Frequently Asked Questions
Is this a real skill or just hype that will fade?
The model is a tool that will change; the underlying skill, turning messy questions into prioritized testable hypotheses, predates these models and will outlast any specific one. What is new is the leverage. The durable, hireable part is the judgment and evaluation discipline, which transfer regardless of tooling.
Do I need a data science background to develop it?
It helps but is not strictly required. You do need enough statistical literacy to judge testability and spot confounds, and enough domain knowledge in your field to assess plausibility. Many strong practitioners come from research, product, or analytics-adjacent roles rather than formal data science.
How is this different from general prompt engineering?
General prompting is broad craft; this is that craft applied to a specific, judgment-heavy task. The differentiator is the evaluation and domain layer, knowing which generated hypotheses are actually worth testing, which generic prompting skill does not cover on its own.
What should I put on a resume to signal this?
Concrete outcomes, not tool names. Something like leading a hypothesis-driven investigation that surfaced a non-obvious cause, or raising an experimentation program's hit rate, demonstrates the skill far better than listing that you use AI tools, which says nothing about judgment.
Can I build this without access to proprietary data?
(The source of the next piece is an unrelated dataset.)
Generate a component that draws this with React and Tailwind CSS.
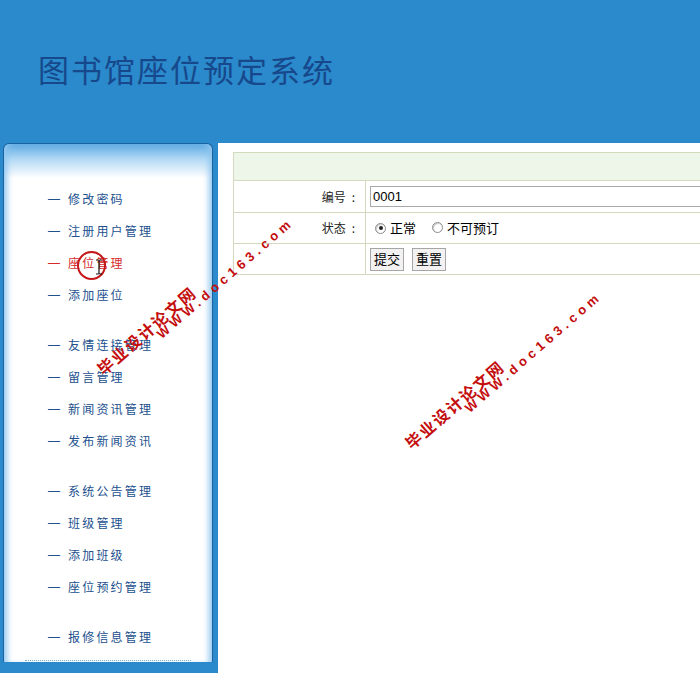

Yes. Public datasets, case studies, and your own past projects all work as practice material. The judgment and process transfer across domains; you are training how you think and filter, not memorizing one organization's data.
Will improving models make this skill obsolete?
Better models raise the floor of raw generation but do not replace the judgment about which hypotheses to trust and test, which depends on domain context and stakes the model does not hold. As generation gets cheaper, the filtering and evaluation skill becomes more valuable, not less.
Key Takeaways
- The marketable skill is not using a model; it is turning messy questions into prioritized, testable hypotheses faster and better than a room can alone.
- Domain judgment and evaluation discipline are the irreplaceable core; prompting craft is the learnable layer on top.
- Build it through reps on problems with known outcomes, and keep an outcomes journal that both sharpens judgment and proves competence.
- Demonstrate the process and your hit rate, not just a pasted list; show you know where the technique fails.
- As generation gets cheaper, the judgment about which hypotheses to trust becomes more valuable, not less.